* BEGIN DATASET CONTENT *

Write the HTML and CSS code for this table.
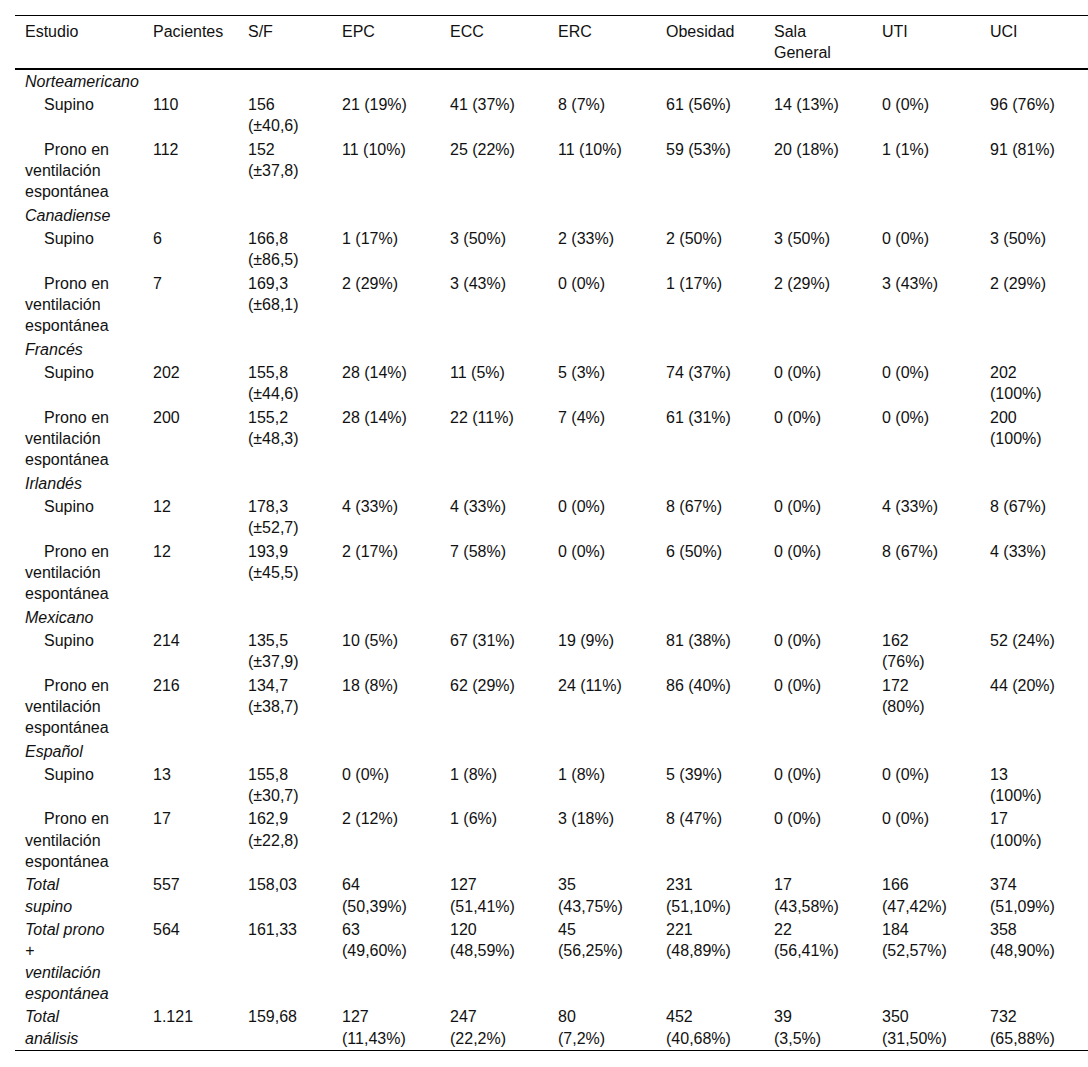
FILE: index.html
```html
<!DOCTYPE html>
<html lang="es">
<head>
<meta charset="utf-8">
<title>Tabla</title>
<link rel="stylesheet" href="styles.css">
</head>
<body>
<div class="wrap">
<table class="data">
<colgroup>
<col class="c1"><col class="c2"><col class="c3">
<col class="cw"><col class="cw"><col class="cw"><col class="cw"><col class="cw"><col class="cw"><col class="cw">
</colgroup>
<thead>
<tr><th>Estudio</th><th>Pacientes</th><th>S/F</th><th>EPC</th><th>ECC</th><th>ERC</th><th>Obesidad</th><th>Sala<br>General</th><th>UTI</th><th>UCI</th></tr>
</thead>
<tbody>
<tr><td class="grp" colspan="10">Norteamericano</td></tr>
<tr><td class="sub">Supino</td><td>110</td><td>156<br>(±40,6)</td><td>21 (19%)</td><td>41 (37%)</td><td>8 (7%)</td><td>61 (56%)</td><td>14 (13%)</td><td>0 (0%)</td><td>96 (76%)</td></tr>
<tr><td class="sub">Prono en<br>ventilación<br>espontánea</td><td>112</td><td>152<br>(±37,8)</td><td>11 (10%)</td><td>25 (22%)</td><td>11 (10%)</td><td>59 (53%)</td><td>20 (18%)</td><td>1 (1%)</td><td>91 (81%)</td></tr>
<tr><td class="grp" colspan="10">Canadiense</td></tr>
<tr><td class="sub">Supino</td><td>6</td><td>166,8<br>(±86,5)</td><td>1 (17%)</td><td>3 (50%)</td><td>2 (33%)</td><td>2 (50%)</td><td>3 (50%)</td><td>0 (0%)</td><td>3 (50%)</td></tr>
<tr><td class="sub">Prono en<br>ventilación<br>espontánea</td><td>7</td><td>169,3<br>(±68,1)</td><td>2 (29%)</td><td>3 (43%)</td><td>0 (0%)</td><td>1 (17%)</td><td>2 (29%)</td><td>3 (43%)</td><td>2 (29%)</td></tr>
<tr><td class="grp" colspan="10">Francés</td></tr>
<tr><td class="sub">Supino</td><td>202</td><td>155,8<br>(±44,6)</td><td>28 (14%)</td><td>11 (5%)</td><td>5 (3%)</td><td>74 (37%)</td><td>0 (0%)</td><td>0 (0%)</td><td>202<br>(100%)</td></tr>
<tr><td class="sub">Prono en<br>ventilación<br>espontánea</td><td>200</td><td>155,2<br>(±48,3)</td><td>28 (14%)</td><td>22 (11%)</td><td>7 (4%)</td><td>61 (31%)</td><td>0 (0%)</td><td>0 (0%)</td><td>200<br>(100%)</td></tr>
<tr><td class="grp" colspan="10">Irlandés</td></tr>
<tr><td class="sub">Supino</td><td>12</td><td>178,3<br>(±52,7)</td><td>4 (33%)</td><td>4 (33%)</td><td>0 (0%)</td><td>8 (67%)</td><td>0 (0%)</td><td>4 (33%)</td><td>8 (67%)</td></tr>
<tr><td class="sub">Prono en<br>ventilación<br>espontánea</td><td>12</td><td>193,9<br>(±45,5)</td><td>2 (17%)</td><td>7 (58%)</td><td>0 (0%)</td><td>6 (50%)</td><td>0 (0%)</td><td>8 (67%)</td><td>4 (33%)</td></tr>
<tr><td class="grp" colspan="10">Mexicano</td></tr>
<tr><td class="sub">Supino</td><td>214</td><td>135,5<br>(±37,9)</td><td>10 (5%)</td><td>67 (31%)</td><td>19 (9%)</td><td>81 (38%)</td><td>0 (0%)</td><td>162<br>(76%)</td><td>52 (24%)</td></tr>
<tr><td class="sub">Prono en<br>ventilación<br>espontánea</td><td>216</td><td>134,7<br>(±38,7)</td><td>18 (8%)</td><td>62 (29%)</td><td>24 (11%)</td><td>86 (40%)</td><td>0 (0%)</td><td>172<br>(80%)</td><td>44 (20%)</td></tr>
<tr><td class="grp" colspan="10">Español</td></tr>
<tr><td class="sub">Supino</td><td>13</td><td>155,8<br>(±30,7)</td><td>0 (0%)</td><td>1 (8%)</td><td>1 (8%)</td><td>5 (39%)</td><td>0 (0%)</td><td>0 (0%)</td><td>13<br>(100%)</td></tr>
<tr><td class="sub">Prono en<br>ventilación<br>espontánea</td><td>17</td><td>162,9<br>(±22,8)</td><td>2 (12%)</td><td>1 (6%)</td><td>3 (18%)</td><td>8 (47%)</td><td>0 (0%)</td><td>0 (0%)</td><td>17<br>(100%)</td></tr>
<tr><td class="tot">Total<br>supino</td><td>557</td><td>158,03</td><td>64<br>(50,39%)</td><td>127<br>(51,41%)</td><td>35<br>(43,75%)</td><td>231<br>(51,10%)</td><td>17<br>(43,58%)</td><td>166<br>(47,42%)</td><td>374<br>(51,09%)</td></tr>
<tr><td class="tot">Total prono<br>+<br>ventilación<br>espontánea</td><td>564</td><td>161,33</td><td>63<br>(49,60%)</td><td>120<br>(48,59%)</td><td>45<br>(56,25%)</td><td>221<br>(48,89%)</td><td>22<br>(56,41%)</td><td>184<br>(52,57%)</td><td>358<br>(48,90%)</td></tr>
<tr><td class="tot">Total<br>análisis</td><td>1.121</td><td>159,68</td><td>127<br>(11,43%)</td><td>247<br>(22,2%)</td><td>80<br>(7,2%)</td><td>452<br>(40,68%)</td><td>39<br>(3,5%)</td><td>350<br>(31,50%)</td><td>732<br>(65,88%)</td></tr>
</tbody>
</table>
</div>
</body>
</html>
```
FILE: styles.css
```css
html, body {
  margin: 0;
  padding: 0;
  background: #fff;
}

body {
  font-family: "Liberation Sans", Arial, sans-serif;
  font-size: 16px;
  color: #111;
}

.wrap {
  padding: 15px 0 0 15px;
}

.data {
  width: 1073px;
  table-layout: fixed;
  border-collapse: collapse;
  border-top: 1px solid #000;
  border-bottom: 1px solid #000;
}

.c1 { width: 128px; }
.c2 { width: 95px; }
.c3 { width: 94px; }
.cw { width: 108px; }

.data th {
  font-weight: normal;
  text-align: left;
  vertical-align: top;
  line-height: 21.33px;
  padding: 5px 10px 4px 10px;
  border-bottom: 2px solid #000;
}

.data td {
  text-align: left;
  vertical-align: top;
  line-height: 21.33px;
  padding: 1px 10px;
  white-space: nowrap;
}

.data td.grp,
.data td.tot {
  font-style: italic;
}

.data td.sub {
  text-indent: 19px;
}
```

* END DATASET CONTENT *

**BRIEF:**
Which lines of the data include "table"? Copy each of them.

**THE RESULT:**
Write the HTML and CSS code for this table.
<table class="data">
</table>
  table-layout: fixed;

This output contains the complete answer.